Both Red and Brown Kandosols, and to a much lesser extent Yellow Kandosols, occur throughout the steep lower slopes and the alluvial/colluvial landscapes in North East Victoria. They are particularly common on steeper slopes associated with granitic and gneissic parent materials and in higher rainfall areas. The brown and yellow forms appear to be the more hydromorphic variations and generally occur in more poorer drained situations than the red forms.Photo: Red Kandosol developed on granite.

In the northern alluvial plains, Red Kandosols can occur in prior stream landscapes, often associated with channel deposits. Soil Pit Site GN23 is an example of a Red Kandosol in East Shepparton.

In South-West Victoria, Kandosols are not common. They mainly occur on some hills south of Colac and near Port Campbell and Anglesea, as well as on some more recent floodplains.
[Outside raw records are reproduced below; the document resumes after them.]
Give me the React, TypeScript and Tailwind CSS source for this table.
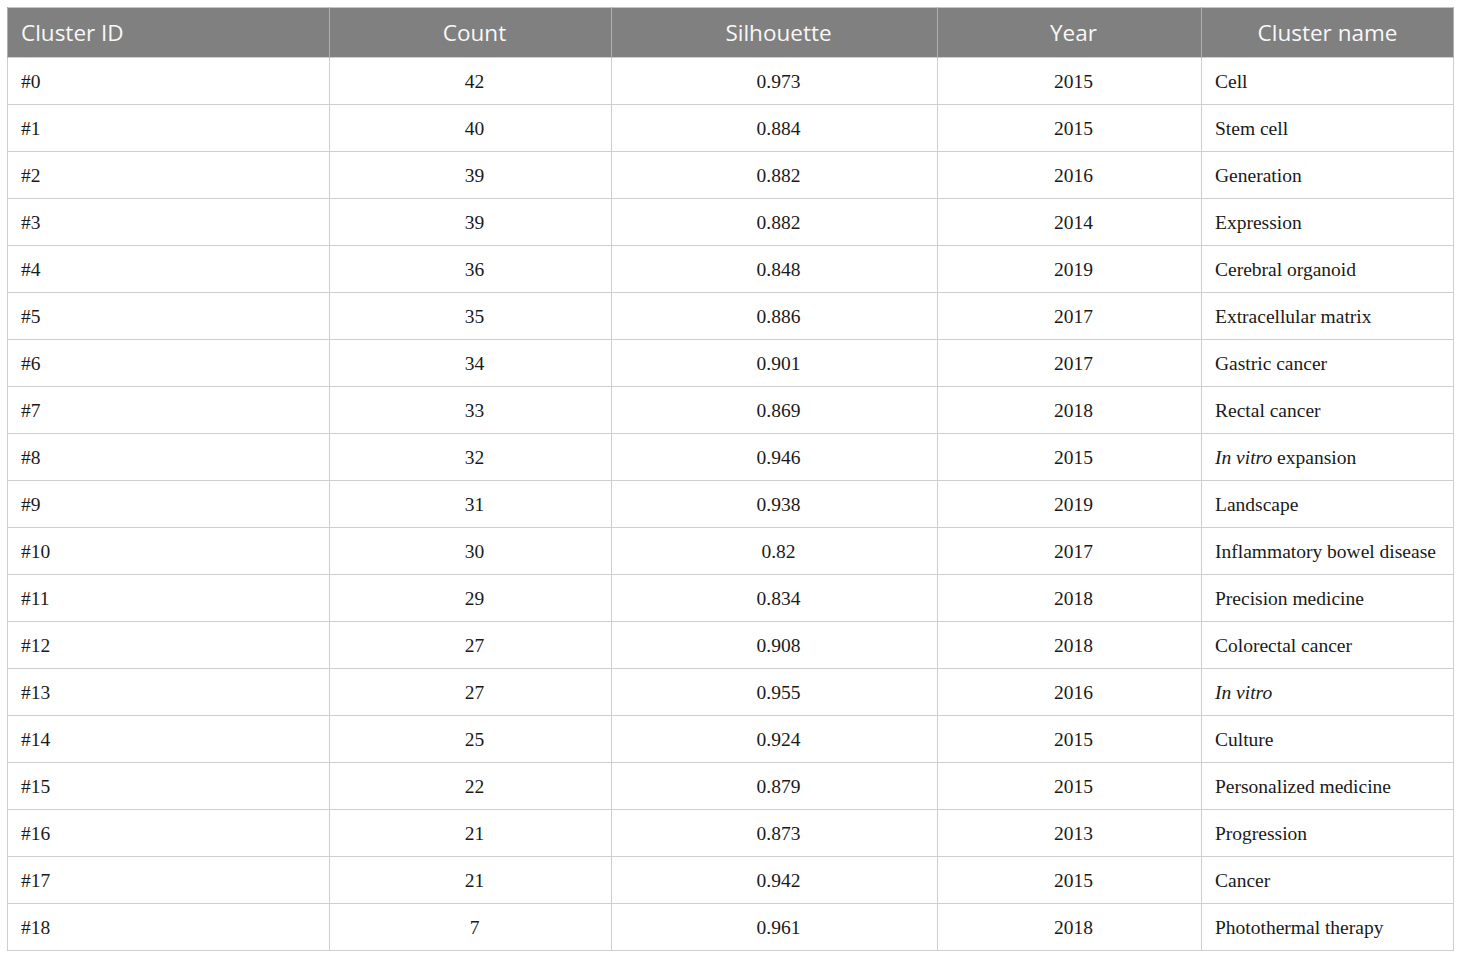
const rows: [string, string, string, string, React.ReactNode][] = [
  ["#0", "42", "0.973", "2015", "Cell"],
  ["#1", "40", "0.884", "2015", "Stem cell"],
  ["#2", "39", "0.882", "2016", "Generation"],
  ["#3", "39", "0.882", "2014", "Expression"],
  ["#4", "36", "0.848", "2019", "Cerebral organoid"],
  ["#5", "35", "0.886", "2017", "Extracellular matrix"],
  ["#6", "34", "0.901", "2017", "Gastric cancer"],
  ["#7", "33", "0.869", "2018", "Rectal cancer"],
  [
    "#8",
    "32",
    "0.946",
    "2015",
    <>
      <i>In vitro</i> expansion
    </>,
  ],
  ["#9", "31", "0.938", "2019", "Landscape"],
  ["#10", "30", "0.82", "2017", "Inflammatory bowel disease"],
  ["#11", "29", "0.834", "2018", "Precision medicine"],
  ["#12", "27", "0.908", "2018", "Colorectal cancer"],
  ["#13", "27", "0.955", "2016", <i>In vitro</i>],
  ["#14", "25", "0.924", "2015", "Culture"],
  ["#15", "22", "0.879", "2015", "Personalized medicine"],
  ["#16", "21", "0.873", "2013", "Progression"],
  ["#17", "21", "0.942", "2015", "Cancer"],
  ["#18", "7", "0.961", "2018", "Photothermal therapy"],
];

const cell = "border border-[#cfcfcf] pt-[2px]";
const left = "pl-[13px] pr-[9px] text-left";
const mid = "pl-[17px] pr-[9px] text-center";

export default function App() {
  return (
    <div className="min-h-[959px] w-[1460px] bg-white pt-[7px] pl-[7px]">
      <table className="w-[1447px] table-fixed border-collapse border border-[#c4c4c4]">
        <thead>
          <tr className="h-[50px] bg-[#808080] text-[22.5px] text-[#f7f7f7] [font-family:'Open_Sans',sans-serif]">
            <th className={`w-[322px] border-x border-[#b0b0b0] font-normal ${left}`}>Cluster ID</th>
            <th className={`w-[282px] border-x border-[#b0b0b0] font-normal ${mid}`}>Count</th>
            <th className={`w-[326px] border-x border-[#b0b0b0] font-normal ${mid}`}>Silhouette</th>
            <th className={`w-[264px] border-x border-[#b0b0b0] font-normal ${mid}`}>Year</th>
            <th className="w-[252px] border-x border-[#b0b0b0] px-[9px] text-center font-normal">Cluster name</th>
          </tr>
        </thead>
        <tbody className="text-[19.5px] text-[#1a1a1a] [font-family:'Liberation_Serif',serif]">
          {rows.map((r) => (
            <tr key={r[0]} className="h-[47px]">
              <td className={`${cell} ${left}`}>{r[0]}</td>
              <td className={`${cell} ${mid}`}>{r[1]}</td>
              <td className={`${cell} ${mid}`}>{r[2]}</td>
              <td className={`${cell} ${mid}`}>{r[3]}</td>
              <td className={`${cell} pl-[13px] pr-[4px] text-left whitespace-nowrap`}>{r[4]}</td>
            </tr>
          ))}
        </tbody>
      </table>
    </div>
  );
}
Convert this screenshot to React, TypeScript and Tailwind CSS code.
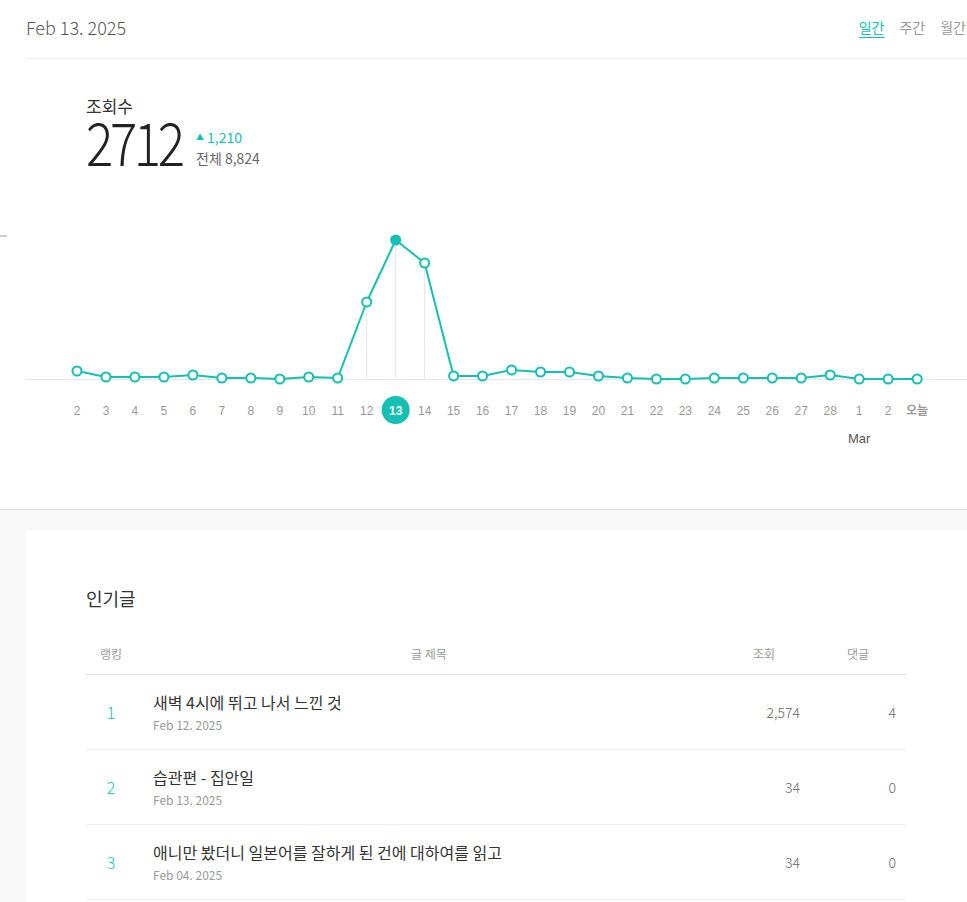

Brown Kandosols (see Soil Pit Site SW24 as an example) occur around Simpson, associated with lateritised sand and clay deposits.
SW24 profile

Management Considerations

Kandosols are generally well drained, permeable soils that are inherently low in fertility. In higher rainfall areas they are likely to be strongly acidic throughout much of the profile. A pH/aluminium test on a bulked sample taken from across the paddock would be most appropriate for determining how much lime is needed to raise soil pH.